## Given instruction
Check every line below for the word "this" and copy the ones that have it.

=== Dataset excerpt ===

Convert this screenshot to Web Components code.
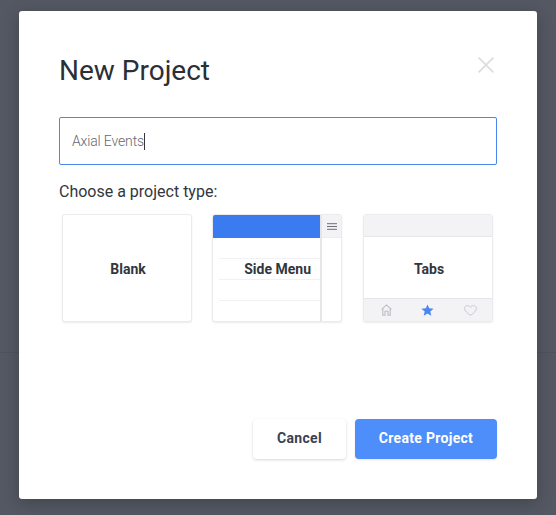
<!DOCTYPE html>
<html>
<head>
<meta charset="utf-8">
<style>
  html, body { margin: 0; height: 515px; overflow: hidden; background: #545862; }
  body { font-family: Roboto, "Liberation Sans", sans-serif; }
</style>
</head>
<body>
<new-project-modal>
  <span slot="title">New Project</span>
  <project-input value="Axial Events"></project-input>
  <span slot="label">Choose a project type:</span>
  <project-type kind="blank">Blank</project-type>
  <project-type kind="sidemenu">Side Menu</project-type>
  <project-type kind="tabs">Tabs</project-type>
  <modal-button slot="actions">Cancel</modal-button>
  <modal-button slot="actions" primary>Create Project</modal-button>
</new-project-modal>

<script>
//Modal wrapper
//
class NewProjectModal extends HTMLElement {
  constructor() {
    super();
    this.attachShadow({mode: 'open'}).innerHTML = `
      <style>
        :host {
          display: block;
          height: 515px;
          box-sizing: border-box;
          padding: 11px 19px 16px;
          background: linear-gradient(#545862 352px, #4e525b 352px, #4e525b 353px, #545862 353px);
        }
        .modal {
          height: 488px;
          box-sizing: border-box;
          padding: 40px 40px 40px;
          display: flex;
          flex-direction: column;
          background: #fff;
          border-radius: 3px;
          box-shadow: 0 4px 16px rgba(0,0,0,.22);
        }
        header {
          display: flex;
          justify-content: space-between;
          height: 66px;
          padding-top: 1px;
          box-sizing: border-box;
          color: #2b2f36;
          font-size: 28px;
          line-height: 38px;
        }
        header svg { margin: 5px 3px 0 0; }
        .label {
          margin-top: 16px;
          height: 33px;
          color: #32363d;
          font-size: 16px;
          line-height: 22px;
        }
        .types {
          display: grid;
          grid-template-columns: 150px 151px 130px;
          justify-items: start;
          padding-left: 3px;
        }
        .actions {
          margin-top: auto;
          display: flex;
          justify-content: flex-end;
          gap: 9px;
        }
      </style>
      <div class="modal">
        <header>
          <slot name="title"></slot>
          <svg width="16" height="16" viewBox="0 0 16 16"><path d="M.6 .6L15.4 15.4M15.4 .6L.6 15.4" stroke="#dcdde0" stroke-width="1.8" fill="none"/></svg>
        </header>
        <slot></slot>
        <div class="label"><slot name="label"></slot></div>
        <div class="types"><slot name="types"></slot></div>
        <div class="actions"><slot name="actions"></slot></div>
      </div>
    `;
  }

  connectedCallback() {
    this.querySelectorAll('project-type').forEach(el => el.setAttribute('slot', 'types'));
  }
}
customElements.define('new-project-modal', NewProjectModal);

//Name input, focused
//
class ProjectInput extends HTMLElement {
  constructor() {
    super();
    this.attachShadow({mode: 'open'});
  }

  connectedCallback() {
    this.shadowRoot.innerHTML = `
      <style>
        :host {
          display: flex;
          align-items: center;
          height: 48px;
          box-sizing: border-box;
          padding: 0 12px;
          border: 1px solid #4a86f0;
          border-radius: 2px;
          color: #66686e;
          font-size: 14px;
          font-weight: 300;
          letter-spacing: -.15px;
        }
        i { width: 1px; height: 17px; background: #33363c; }
      </style>
      <span>${this.getAttribute('value')}</span><i></i>
    `;
  }
}
customElements.define('project-input', ProjectInput);

//Project type card
//
const typeArt = {
  blank: '',
  sidemenu: `
    <div class="main">
      <div class="bar"></div>
      <div class="rows"><b></b><b></b><b></b></div>
    </div>
    <div class="side">
      <div class="burger">
        <svg width="10" height="7" viewBox="0 0 10 7"><path d="M0 .7H10M0 3.5H10M0 6.3H10" stroke="#6d7078" stroke-width="1"/></svg>
      </div>
    </div>`,
  tabs: `
    <div class="tabs-wrap">
      <div class="tabs-top"></div>
      <div class="tabs-mid"></div>
      <div class="tabs-bottom">
        <svg width="11" height="12" viewBox="0 0 11 12"><path d="M.6 5.4L5.5 .9L10.4 5.4M1.8 4.4V11.2H4V7.2H7V11.2H9.2V4.4" fill="none" stroke="#bcbdc2" stroke-width="1.1"/></svg>
        <svg width="13" height="12" viewBox="0 0 13 12"><path d="M6.5 .4L8.2 4.3L12.6 4.7L9.3 7.5L10.3 11.7L6.5 9.5L2.7 11.7L3.7 7.5L.4 4.7L4.8 4.3Z" fill="#4a86f0"/></svg>
        <svg width="13" height="11" viewBox="0 0 13 11"><path d="M6.5 10.3C3 7.8 .6 5.9 .6 3.5C.6 1.8 1.9 .6 3.4 .6C4.7 .6 5.8 1.3 6.5 2.4C7.2 1.3 8.3 .6 9.6 .6C11.1 .6 12.4 1.8 12.4 3.5C12.4 5.9 10 7.8 6.5 10.3Z" fill="none" stroke="#c4c5ca" stroke-width=".9"/></svg>
      </div>
    </div>`
};

class ProjectType extends HTMLElement {
  constructor() {
    super();
    this.attachShadow({mode: 'open'});
  }

  connectedCallback() {
    this.shadowRoot.innerHTML = `
      <style>
        :host {
          position: relative;
          width: 130px;
          height: 108px;
          box-sizing: border-box;
          display: flex;
          border: 1px solid #ebebef;
          border-radius: 3px;
          box-shadow: 0 1px 2px rgba(0,0,0,.08);
          overflow: hidden;
          background: #fff;
        }
        .name {
          position: absolute;
          inset: 0;
          display: flex;
          align-items: center;
          justify-content: center;
          padding: 2px 0 0 2px;
          color: #32363e;
          font-size: 14px;
          font-weight: 700;
        }
        :host([kind=sidemenu]) .name { justify-content: flex-end; padding: 2px 30px 0 0; }
        .main { width: 107px; display: flex; flex-direction: column; }
        .bar { height: 23px; background: #3a7bf0; }
        .rows { padding: 20px 0 0 6px; }
        .rows b { display: block; height: 20px; border-top: 1px solid #f1f1f4; }
        .side { flex: 1; border-left: 2px solid #e6e6ea; }
        .burger { height: 23px; display: flex; align-items: center; justify-content: center; background: #f3f3f6; border-bottom: 1px solid #ececf0; box-sizing: border-box; }
        .tabs-wrap { flex: 1; display: flex; flex-direction: column; }
        .tabs-top { height: 22px; box-sizing: border-box; background: #f3f3f6; border-bottom: 1px solid #e6e6ea; }
        .tabs-mid { flex: 1; }
        .tabs-bottom {
          height: 23px;
          box-sizing: border-box;
          display: flex;
          align-items: center;
          justify-content: space-around;
          padding-left: 2px;
          background: #f3f3f6;
          border-top: 1px solid #e6e6ea;
        }
      </style>
      ${typeArt[this.getAttribute('kind')]}
      <div class="name"><slot></slot></div>
    `;
  }
}
customElements.define('project-type', ProjectType);

//Footer button
//
class ModalButton extends HTMLElement {
  constructor() {
    super();
    this.attachShadow({mode: 'open'}).innerHTML = `
      <style>
        :host {
          display: flex;
          align-items: center;
          justify-content: center;
          height: 40px;
          width: 93px;
          box-sizing: border-box;
          padding-bottom: 2px;
          border-radius: 4px;
          background: #fff;
          color: #3b4152;
          font-size: 14px;
          font-weight: 700;
          letter-spacing: .3px;
          box-shadow: 0 1px 3px rgba(0,0,0,.16);
        }
        :host([primary]) {
          width: 142px;
          background: #4d8efa;
          color: #fff;
          box-shadow: 0 1px 2px rgba(0,0,0,.1);
        }
      </style>
      <slot></slot>
    `;
  }
}
customElements.define('modal-button', ModalButton);
</script>
</body>
</html>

===

## Written reply
Convert this screenshot to Web Components code.
    this.attachShadow({mode: 'open'}).innerHTML = `
    this.querySelectorAll('project-type').forEach(el => el.setAttribute('slot', 'types'));
    this.attachShadow({mode: 'open'});
    this.shadowRoot.innerHTML = `
      <span>${this.getAttribute('value')}</span><i></i>
    this.attachShadow({mode: 'open'});
    this.shadowRoot.innerHTML = `
      ${typeArt[this.getAttribute('kind')]}
    this.attachShadow({mode: 'open'}).innerHTML = `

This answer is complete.